Grief is chosen as the IPT focus area when psychological distress is associated with the death of a person close to you. Grief can also be conceptualized more broadly as other losses in your life, such as loss of a relationship, loss of physical health, infertility, anticipatory grief of another’s or of one’s own death. The goal of grief as the focus area is to help you work through the phases of loss and to help you come to a resolution of your grief. Working through grief not only means fully exploring and understanding your grief reaction, but also communicating that experience to others and developing a social support network.

Examples When Grief Focus might be Chosen

  • Death of a loved one
  • Death of a pet
  • Stillbirth
  • Repeated miscarriages
  • Relationship Loss
  • Terminal Cancer
  • Disability

Reactions to Sudden Loss

In additional to shock, anger, guilt, depression, despair and hopelessness, a sudden loss may leave you feeling with a greater sense of vulnerability and heightened anxiety.
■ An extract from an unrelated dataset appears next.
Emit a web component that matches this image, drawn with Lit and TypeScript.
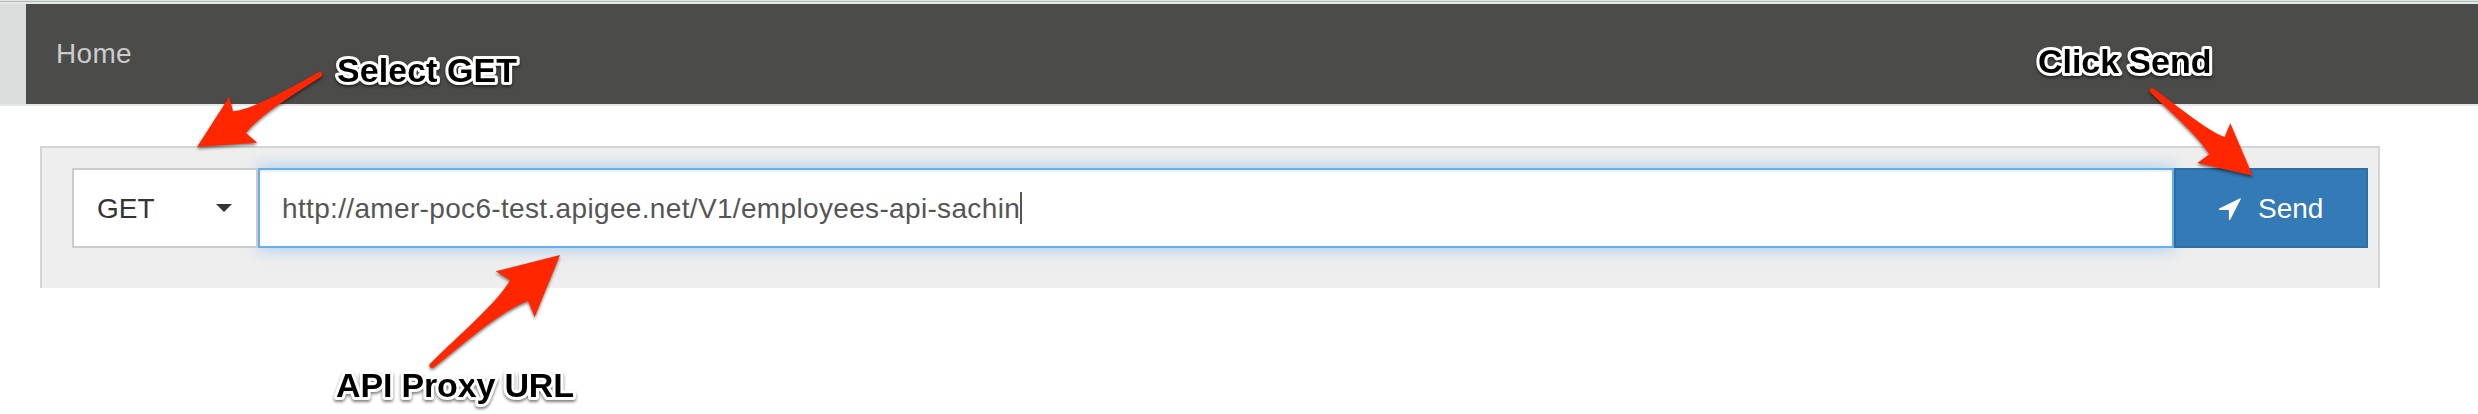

The safe world you once knew, no longer exists. You may fear for yourself, your family and friends, and become overwhelmingly preoccupied with thoughts that such random events can happen again. Along with the primary loss of the person, you may experience concurrent crises and multiple secondary losses. These losses include lost income, loss of home, loss of support, or loss of social status. It takes time for families to reorganize after a loss.

As noted, not all grief cases involve the death of a loved one. Some losses such as loss of health, loss of financial status, infertility can be experienced as a grief reaction. If a change in your life is significant, you may experience that change as a loss.
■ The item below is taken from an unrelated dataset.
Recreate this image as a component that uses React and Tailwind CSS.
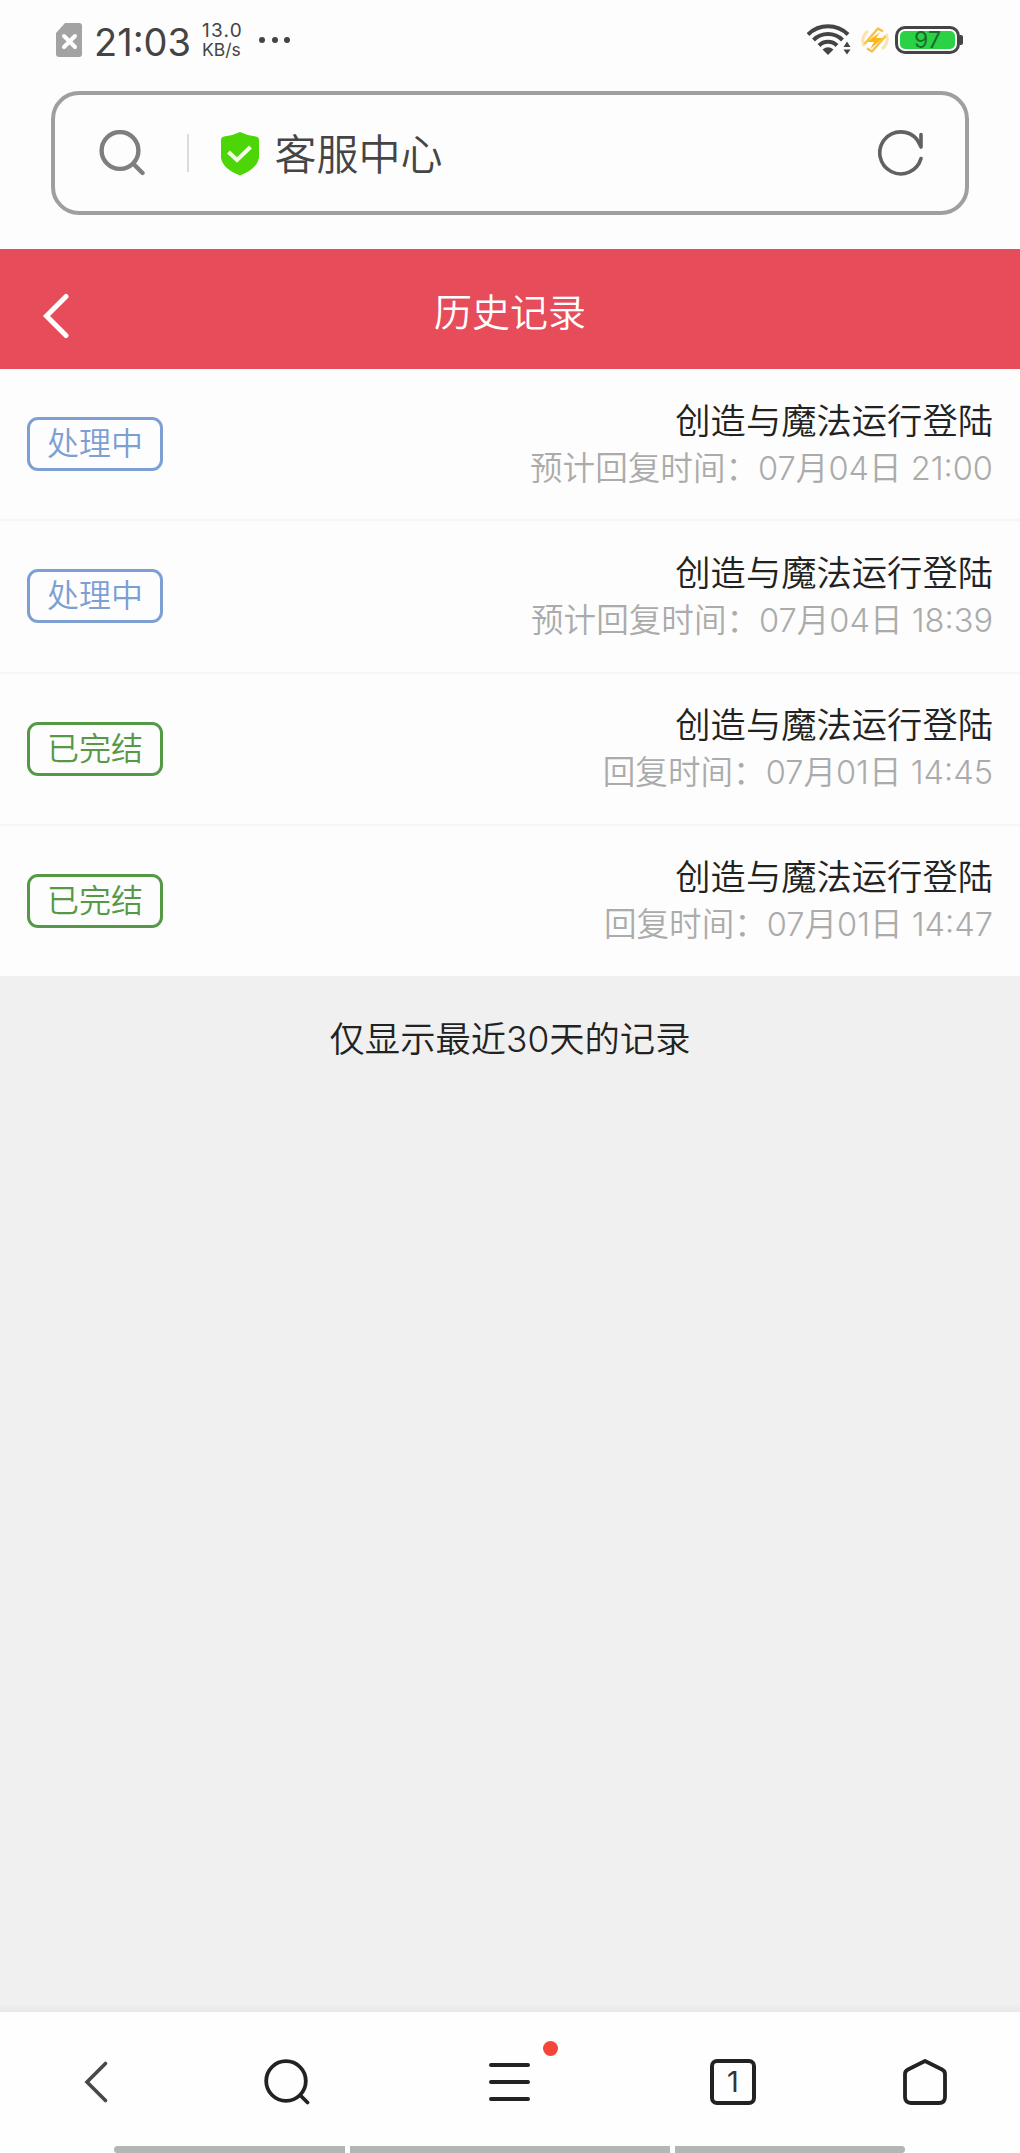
import React from 'react';

const records = [
  { id: 1, status: 'pending', title: '创造与魔法运行登陆', label: '预计回复时间：', time: '07月04日 21:00' },
  { id: 2, status: 'pending', title: '创造与魔法运行登陆', label: '预计回复时间：', time: '07月04日 18:39' },
  { id: 3, status: 'done', title: '创造与魔法运行登陆', label: '回复时间：', time: '07月01日 14:45' },
  { id: 4, status: 'done', title: '创造与魔法运行登陆', label: '回复时间：', time: '07月01日 14:47' },
];

const statusMap = {
  pending: { text: '处理中', cls: 'border-[#7d9fd3] text-[#7d9fd3]' },
  done: { text: '已完结', cls: 'border-[#559846] text-[#559846]' },
};

function StatusBar() {
  return (
    <div className="h-[91px] pl-[56px] pr-[57px] pt-[20px] flex items-start justify-between text-[#444]">
      <div className="flex items-center h-10">
        <svg className="w-[26px] h-[34px]" viewBox="0 0 26 34">
          <path d="M9 0h14a3 3 0 0 1 3 3v28a3 3 0 0 1-3 3H3a3 3 0 0 1-3-3V10z" fill="#a3a3a3" />
          <path d="M8 13l11 11M19 13L8 24" stroke="#fff" strokeWidth="4" strokeLinecap="round" />
        </svg>
        <span className="ml-[12px] w-[95px] text-[38px] leading-10 whitespace-nowrap mt-[3px]">21:03</span>
        <div className="ml-[13px] w-[48px] whitespace-nowrap mt-[1px]">
          <div className="text-[19px] leading-[18px] tracking-[1.2px]">13.0</div>
          <div className="text-[17.5px] leading-[19px]">KB/s</div>
        </div>
        <div className="ml-[9px] flex gap-[6.5px]">
          <i className="w-[6px] h-[6px] rounded-full bg-[#444]" />
          <i className="w-[6px] h-[6px] rounded-full bg-[#444]" />
          <i className="w-[6px] h-[6px] rounded-full bg-[#444]" />
        </div>
      </div>
      <div className="flex items-center h-10">
        <svg className="w-[44px] h-[32px]" viewBox="0 0 44 32" fill="none" stroke="#444" strokeWidth="4">
          <path d="M1 10.5C12-.5 30-.5 41 10.5" />
          <path d="M6.5 16C14.500 8 27.500 8 35.500 16" />
          <path d="M12 21.500C17 16.500 25 16.500 30 21.500" />
          <path d="M15.500 25.500Q21 21 26.500 25.500L21 31z" fill="#444" stroke="none" />
          <path d="M40 17.500l3.500 5.500h-7zM40 30.500l3.500-5h-7z" fill="#444" stroke="none" />
        </svg>
        <svg className="ml-[10px] w-[28px] h-[28px]" viewBox="0 0 28 28" fill="none" strokeLinejoin="round">
          <path d="M7 5A12 12 0 0 0 3 20M21 23a12 12 0 0 0 4-15" stroke="#fbe3b0" strokeWidth="3" />
          <path d="M3.500 18L17 2.500L22 5.500M24.500 10L11 25.500L6 22.500" stroke="#f8c24a" strokeWidth="2.600" />
          <path d="M19 6L6 16h7L9 23 22 12h-7z" fill="#fbb61a" />
        </svg>
        <div className="ml-[6px] w-[65px] h-[28px] rounded-[10px] border-[3px] border-[#444] p-[2px]">
          <div className="h-full rounded-[5px] bg-[#2bd245] text-[#1c6d2c] text-[23px] leading-[19px] text-center">97</div>
        </div>
        <i className="w-[3px] h-[10px] rounded-r-[2px] bg-[#444]" />
      </div>
    </div>
  );
}

function AddressBar() {
  return (
    <div className="mx-[51px] h-[124px] rounded-[28px] border-4 border-[#9f9f9f] flex items-center pl-[44px] pr-[41px] shrink-0">
      <svg className="w-[46px] h-[46px]" viewBox="0 0 46 46" fill="none" stroke="#7e7e7e" strokeWidth="4.400" strokeLinecap="round">
        <circle cx="21" cy="20.500" r="18.400" />
        <path d="M34.500 34L43.500 43" />
      </svg>
      <i className="ml-[42px] w-[1.5px] h-[38px] bg-[#dcdcdc]" />
      <svg className="ml-[31px] w-[40px] h-[44px] mt-[1px]" viewBox="0 0 40 44" fill="none">
        <path d="M20 0Q28 4 36 4.500Q39 5 39 8V26Q37 37 20 43.500Q3 37 1 26V8Q1 5 4 4.500Q12 4 20 0z" fill="#4cd608" />
        <path d="M8.500 20l8.500 8L30.500 15" stroke="#f4ffe9" strokeWidth="4" />
      </svg>
      <span className="ml-[15px] text-[42px] leading-[60px] text-[#454545] font-[350] mt-[3px]">客服中心</span>
      <svg className="ml-auto w-[46px] h-[46px]" viewBox="0 0 46 46" fill="none" stroke="#616161" strokeWidth="3.600" strokeLinecap="round" strokeLinejoin="round">
        <path d="M43 28.500A21 21 0 1 1 39 9.500L43 17V4.500" />
      </svg>
    </div>
  );
}

function RecordRow({ record }) {
  const status = statusMap[record.status];
  return (
    <li className="flex-1 flex items-center justify-between px-[27px] border-b-2 border-[#f6f6f6] last:border-b-0">
      <span className={`w-[136px] h-[54px] rounded-[11px] border-3 text-[32px] leading-[48px] text-center font-[350] ${status.cls}`}>
        {status.text}
      </span>
      <div className="text-right font-[350] pt-px">
        <div className="text-[35.3px] leading-[46px] text-[#222]">{record.title}</div>
        <div className="text-[32.6px] leading-[46px] text-[#ababab]">{record.label}{record.time}</div>
      </div>
    </li>
  );
}

function BottomNav() {
  return (
    <nav className="h-[141px] bg-[#fefefe] pl-[84px] pb-px flex items-center">
      <svg className="w-[26px] h-[46px]" viewBox="0 0 26 46" fill="none" stroke="#484848" strokeWidth="3.600" strokeLinecap="round">
        <path d="M21.500 4.500L3 23L21.500 41.500" />
      </svg>
      <svg className="ml-[154px] w-[46px] h-[46px]" viewBox="0 0 46 46" fill="none" stroke="#222" strokeWidth="3.800" strokeLinecap="round">
        <circle cx="22" cy="22" r="19.800" />
        <path d="M37 37L43.500 43.500" />
      </svg>
      <div className="relative ml-[177px]">
        <svg className="w-[46px] h-[46px]" viewBox="0 0 46 46" stroke="#222" strokeWidth="4" strokeLinecap="round">
          <path d="M4 6h37M4 23h37M4 40h37" />
        </svg>
        <i className="absolute left-[56px] top-[-18px] w-[15px] h-[15px] rounded-full bg-[#f5443a]" />
      </div>
      <div className="ml-[177px] w-[46px] h-[46px] rounded-[7px] border-4 border-[#222] text-[29px] leading-[38px] text-center text-[#333]">1</div>
      <svg className="ml-[146px] w-[46px] h-[48px]" viewBox="0 0 46 48" fill="none" stroke="#222" strokeWidth="3.800" strokeLinejoin="round">
        <path d="M23 3L40 11.500Q43 13 43 16V39Q43 45 37 45H9Q3 45 3 39V16Q3 13 6 11.500z" />
      </svg>
    </nav>
  );
}

export default function App() {
  return (
    <div className="w-[1020px] h-[2153px] overflow-hidden flex flex-col bg-[#fdfdfd] font-['Inter','Noto_Sans_CJK_SC',sans-serif]">
      <StatusBar />
      <AddressBar />
      <header className="mt-[34px] h-[120px] px-[42px] bg-[#e64c5a] grid grid-cols-3 items-center text-white">
        <svg className="w-[28px] h-[46px] mt-[14px]" viewBox="0 0 28 46" fill="none" stroke="#fff" strokeWidth="5" strokeLinecap="round">
          <path d="M24 3.500L4.500 23L24 42.500" />
        </svg>
        <h1 className="text-[38px] leading-[56px] text-center font-[350] mt-[6px]">历史记录</h1>
      </header>
      <ul className="h-[607px] flex flex-col">
        {records.map(r => <RecordRow key={r.id} record={r} />)}
      </ul>
      <main className="flex-1 bg-[#f0f0f0] pt-[38px] flex flex-col justify-between">
        <p className="text-center text-[35.3px] leading-[52px] font-[350] text-[#222]">仅显示最近30天的记录</p>
        <div className="h-[8px] bg-gradient-to-b from-[#f0f0f0] to-[#e8e8e8]" />
      </main>
      <BottomNav />
      {/* Gesture hints */}
      <div className="h-[7px] mt-[-7px] pl-[114px] flex gap-[5px]">
        <i className="w-[231px] bg-[#b5b5b5] rounded-l-full" />
        <i className="w-[320px] bg-[#b5b5b5]" />
        <i className="w-[230px] bg-[#b5b5b5] rounded-r-full" />
      </div>
    </div>
  );
}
Here are some important considerations about grief and loss.

  • When deaths or losses are perceived as preventable, there may be a strong sense of the “What if’s.” Preventable deaths or loss are likely to increase a sense of guilt and anger.

  • With some losses, the death is instantaneous. Many survivors find the knowledge of an instantaneous death to be comforting, as they feel that the person who died had no or little awareness of what was happening. In others situations, there is a question whether the deceased suffered pain or anxiety or a prolonged death. These fears may dominate the person’s thoughts, rather than the memories of the person themselves. These thoughts, however, can become a diversion from grieving and disrupting the grieving process. Imaginings or memories of the traumatic death may cause so much distress that remembering the person who died may be actively avoided.

  • A traumatic death predisposes a grieving person to be at a much greater risk for suffering subsequent complicated mourning with PTSD symptoms.

  • Asking ‘Why’ is a common response to death, particularly an unexpected or sudden loss. Asking “Why”, however, is counterproductive for the healing process. As a therapist, it is important to help you ask “What can I do about it now?” “How can I help?” or “How do I pick up the pieces and go on living as meaningful as possible?”

  • Religion can play an important role, as it has been to be a protective factor in the grief reaction. Some people abandon religion during loss. Discussing your religious views, examining how the loss has changed your religious views, and helping you to reconnect with religion may be part of the therapeutic process

  • Delayed grief reactions are possible

  • A strong social support network will help you mourn the loss more effectively

Main goals in IPT for Grief

The main therapeutic goals in IPT when grief is chosen as a focus area are to help you through the mourning process and to help you re-establish interests and relationships. You and your therapist will reconstruct the positive and negative aspects of your relationship with the deceased, or the positive and negative aspects of the loss in your life. Often when a loss is experienced, the positive aspects of your relationship with the deceased or old role are magnified and the negative aspects are minimized. People may feel that remembering negative aspects of the relationship is disrespectful to the deceased, whereas others fear that they might not remember important aspects of the relationship, or they may lose their cherished memories of the loved one. You and your therapist will work together to help you navigate the mourning process in a successful way. An important part of therapy will help you evaluate the availability and use of your social support network. Social support is psychologically beneficial, but people might turn away from others after they have suffered a significant loss. Your therapist will help you to use the social support available and to ask for extra help when needed.